## WORK TO DO
State how many lines in the records hold the word "with", giving the number and no other text.

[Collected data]
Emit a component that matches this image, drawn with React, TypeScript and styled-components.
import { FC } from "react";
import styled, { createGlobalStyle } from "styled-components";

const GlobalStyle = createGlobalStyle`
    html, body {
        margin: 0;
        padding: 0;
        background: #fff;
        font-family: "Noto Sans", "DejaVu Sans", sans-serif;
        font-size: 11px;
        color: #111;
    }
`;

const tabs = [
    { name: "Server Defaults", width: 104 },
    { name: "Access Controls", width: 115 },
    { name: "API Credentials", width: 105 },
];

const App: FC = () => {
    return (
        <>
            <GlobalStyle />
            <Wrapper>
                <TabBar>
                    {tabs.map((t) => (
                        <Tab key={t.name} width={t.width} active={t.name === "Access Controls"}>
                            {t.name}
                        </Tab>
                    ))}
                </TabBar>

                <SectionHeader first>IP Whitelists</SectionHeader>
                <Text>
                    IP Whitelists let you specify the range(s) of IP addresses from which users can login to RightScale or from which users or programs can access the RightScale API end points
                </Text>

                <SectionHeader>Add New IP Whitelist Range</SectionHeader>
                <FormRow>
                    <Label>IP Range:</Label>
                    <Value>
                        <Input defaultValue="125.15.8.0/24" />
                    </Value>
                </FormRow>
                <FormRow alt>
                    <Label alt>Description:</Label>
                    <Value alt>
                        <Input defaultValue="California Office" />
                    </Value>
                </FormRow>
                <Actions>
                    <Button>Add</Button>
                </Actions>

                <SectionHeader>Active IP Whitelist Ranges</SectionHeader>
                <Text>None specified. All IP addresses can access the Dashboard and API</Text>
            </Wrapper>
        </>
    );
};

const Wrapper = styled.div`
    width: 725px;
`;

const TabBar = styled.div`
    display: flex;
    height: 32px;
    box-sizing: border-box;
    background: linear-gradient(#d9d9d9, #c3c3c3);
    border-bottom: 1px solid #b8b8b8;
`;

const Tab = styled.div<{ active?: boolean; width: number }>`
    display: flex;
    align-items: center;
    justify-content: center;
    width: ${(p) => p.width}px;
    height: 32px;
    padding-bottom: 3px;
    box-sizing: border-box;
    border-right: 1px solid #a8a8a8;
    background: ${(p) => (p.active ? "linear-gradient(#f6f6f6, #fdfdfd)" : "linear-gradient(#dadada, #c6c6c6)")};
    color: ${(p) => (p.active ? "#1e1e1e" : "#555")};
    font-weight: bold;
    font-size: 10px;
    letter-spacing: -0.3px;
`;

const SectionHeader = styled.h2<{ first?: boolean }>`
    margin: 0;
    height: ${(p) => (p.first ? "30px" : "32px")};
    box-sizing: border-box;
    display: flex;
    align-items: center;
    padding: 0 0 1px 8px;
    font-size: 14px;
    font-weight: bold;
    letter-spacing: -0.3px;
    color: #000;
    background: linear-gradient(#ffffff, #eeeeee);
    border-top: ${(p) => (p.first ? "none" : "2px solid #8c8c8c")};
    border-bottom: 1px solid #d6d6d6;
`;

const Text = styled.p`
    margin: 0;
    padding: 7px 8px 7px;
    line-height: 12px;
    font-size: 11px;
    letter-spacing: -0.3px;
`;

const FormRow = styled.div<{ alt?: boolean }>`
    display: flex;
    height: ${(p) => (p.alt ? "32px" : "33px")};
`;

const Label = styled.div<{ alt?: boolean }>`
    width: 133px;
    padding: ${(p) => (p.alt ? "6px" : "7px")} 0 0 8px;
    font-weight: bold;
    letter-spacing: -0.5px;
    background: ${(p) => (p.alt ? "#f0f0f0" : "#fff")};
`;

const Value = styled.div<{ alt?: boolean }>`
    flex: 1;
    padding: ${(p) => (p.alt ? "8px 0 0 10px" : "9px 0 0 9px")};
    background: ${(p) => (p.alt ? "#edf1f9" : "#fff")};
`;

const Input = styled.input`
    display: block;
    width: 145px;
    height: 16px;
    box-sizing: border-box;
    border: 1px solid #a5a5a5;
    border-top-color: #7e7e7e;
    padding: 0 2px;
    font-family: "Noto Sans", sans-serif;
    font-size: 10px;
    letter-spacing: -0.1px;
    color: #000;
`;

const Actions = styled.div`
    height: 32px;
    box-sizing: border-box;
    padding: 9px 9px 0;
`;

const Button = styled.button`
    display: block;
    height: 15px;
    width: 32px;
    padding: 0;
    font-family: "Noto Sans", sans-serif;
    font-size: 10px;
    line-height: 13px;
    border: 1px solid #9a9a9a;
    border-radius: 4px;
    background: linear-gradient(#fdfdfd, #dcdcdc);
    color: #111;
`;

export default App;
--
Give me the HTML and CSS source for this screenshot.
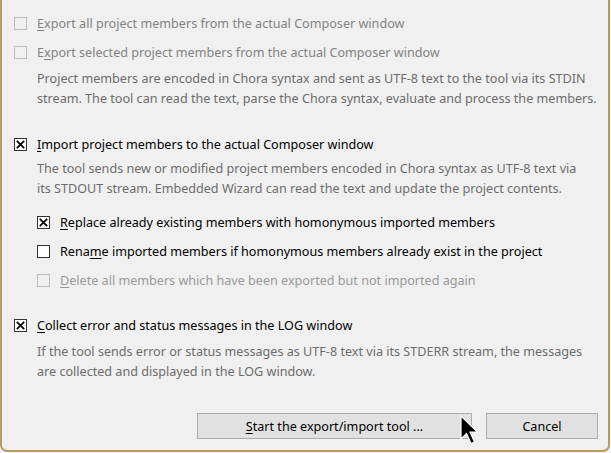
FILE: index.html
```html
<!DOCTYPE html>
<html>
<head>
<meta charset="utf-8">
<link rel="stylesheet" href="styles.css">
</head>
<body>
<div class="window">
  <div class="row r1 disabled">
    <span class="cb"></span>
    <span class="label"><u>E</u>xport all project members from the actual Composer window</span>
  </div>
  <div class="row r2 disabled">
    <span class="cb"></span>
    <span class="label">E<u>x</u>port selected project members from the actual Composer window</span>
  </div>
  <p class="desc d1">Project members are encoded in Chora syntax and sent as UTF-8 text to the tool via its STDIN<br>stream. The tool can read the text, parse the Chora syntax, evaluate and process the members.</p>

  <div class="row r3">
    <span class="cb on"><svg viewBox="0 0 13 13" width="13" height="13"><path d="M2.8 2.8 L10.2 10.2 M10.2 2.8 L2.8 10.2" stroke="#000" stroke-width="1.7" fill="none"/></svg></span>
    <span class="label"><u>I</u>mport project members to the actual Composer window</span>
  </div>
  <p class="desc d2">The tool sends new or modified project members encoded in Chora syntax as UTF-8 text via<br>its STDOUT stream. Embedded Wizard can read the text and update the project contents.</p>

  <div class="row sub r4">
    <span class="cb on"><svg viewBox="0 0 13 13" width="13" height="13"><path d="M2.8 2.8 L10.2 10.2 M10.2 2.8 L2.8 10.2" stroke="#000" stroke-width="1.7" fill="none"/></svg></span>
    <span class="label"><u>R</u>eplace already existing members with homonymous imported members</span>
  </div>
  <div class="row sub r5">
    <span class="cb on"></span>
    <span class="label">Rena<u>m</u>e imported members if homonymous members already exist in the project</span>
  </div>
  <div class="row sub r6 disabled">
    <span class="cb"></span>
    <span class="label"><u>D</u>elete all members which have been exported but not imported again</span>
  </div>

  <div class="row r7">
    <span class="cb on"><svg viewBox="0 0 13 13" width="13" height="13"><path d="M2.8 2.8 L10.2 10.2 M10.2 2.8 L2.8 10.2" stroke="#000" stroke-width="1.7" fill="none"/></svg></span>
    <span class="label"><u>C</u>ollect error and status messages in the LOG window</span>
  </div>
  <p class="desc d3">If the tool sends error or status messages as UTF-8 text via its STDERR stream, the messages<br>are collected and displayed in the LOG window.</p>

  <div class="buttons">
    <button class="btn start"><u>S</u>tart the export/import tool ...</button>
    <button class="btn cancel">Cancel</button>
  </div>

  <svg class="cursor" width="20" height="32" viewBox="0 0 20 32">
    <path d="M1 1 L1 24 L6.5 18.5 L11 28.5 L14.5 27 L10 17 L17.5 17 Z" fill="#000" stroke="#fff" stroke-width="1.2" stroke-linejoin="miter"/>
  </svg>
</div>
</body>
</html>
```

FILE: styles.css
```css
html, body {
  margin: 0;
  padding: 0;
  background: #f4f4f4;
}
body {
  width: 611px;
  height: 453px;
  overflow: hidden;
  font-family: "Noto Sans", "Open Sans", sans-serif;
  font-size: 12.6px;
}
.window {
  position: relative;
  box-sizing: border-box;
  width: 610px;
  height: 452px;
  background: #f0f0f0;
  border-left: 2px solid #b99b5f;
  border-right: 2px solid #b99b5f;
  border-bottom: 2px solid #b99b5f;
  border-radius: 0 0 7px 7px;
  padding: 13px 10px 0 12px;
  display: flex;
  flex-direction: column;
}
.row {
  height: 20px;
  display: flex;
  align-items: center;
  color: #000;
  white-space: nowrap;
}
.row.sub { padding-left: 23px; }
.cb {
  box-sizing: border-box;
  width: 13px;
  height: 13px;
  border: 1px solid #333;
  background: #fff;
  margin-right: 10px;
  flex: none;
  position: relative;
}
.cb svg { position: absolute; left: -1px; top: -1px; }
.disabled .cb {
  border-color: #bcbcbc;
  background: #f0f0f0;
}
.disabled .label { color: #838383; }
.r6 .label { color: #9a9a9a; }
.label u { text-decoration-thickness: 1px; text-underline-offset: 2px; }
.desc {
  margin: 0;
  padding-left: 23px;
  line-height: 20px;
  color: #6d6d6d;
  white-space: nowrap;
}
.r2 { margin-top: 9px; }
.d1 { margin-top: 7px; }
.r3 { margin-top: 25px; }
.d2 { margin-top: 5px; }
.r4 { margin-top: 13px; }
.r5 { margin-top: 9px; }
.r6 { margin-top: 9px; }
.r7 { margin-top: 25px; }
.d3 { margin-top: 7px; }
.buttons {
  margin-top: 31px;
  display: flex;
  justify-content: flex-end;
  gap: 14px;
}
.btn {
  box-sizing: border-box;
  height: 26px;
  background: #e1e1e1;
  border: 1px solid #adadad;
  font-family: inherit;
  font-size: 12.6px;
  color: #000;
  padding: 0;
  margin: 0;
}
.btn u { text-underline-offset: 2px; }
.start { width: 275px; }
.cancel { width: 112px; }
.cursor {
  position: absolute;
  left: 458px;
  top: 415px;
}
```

## TASK RESULT
2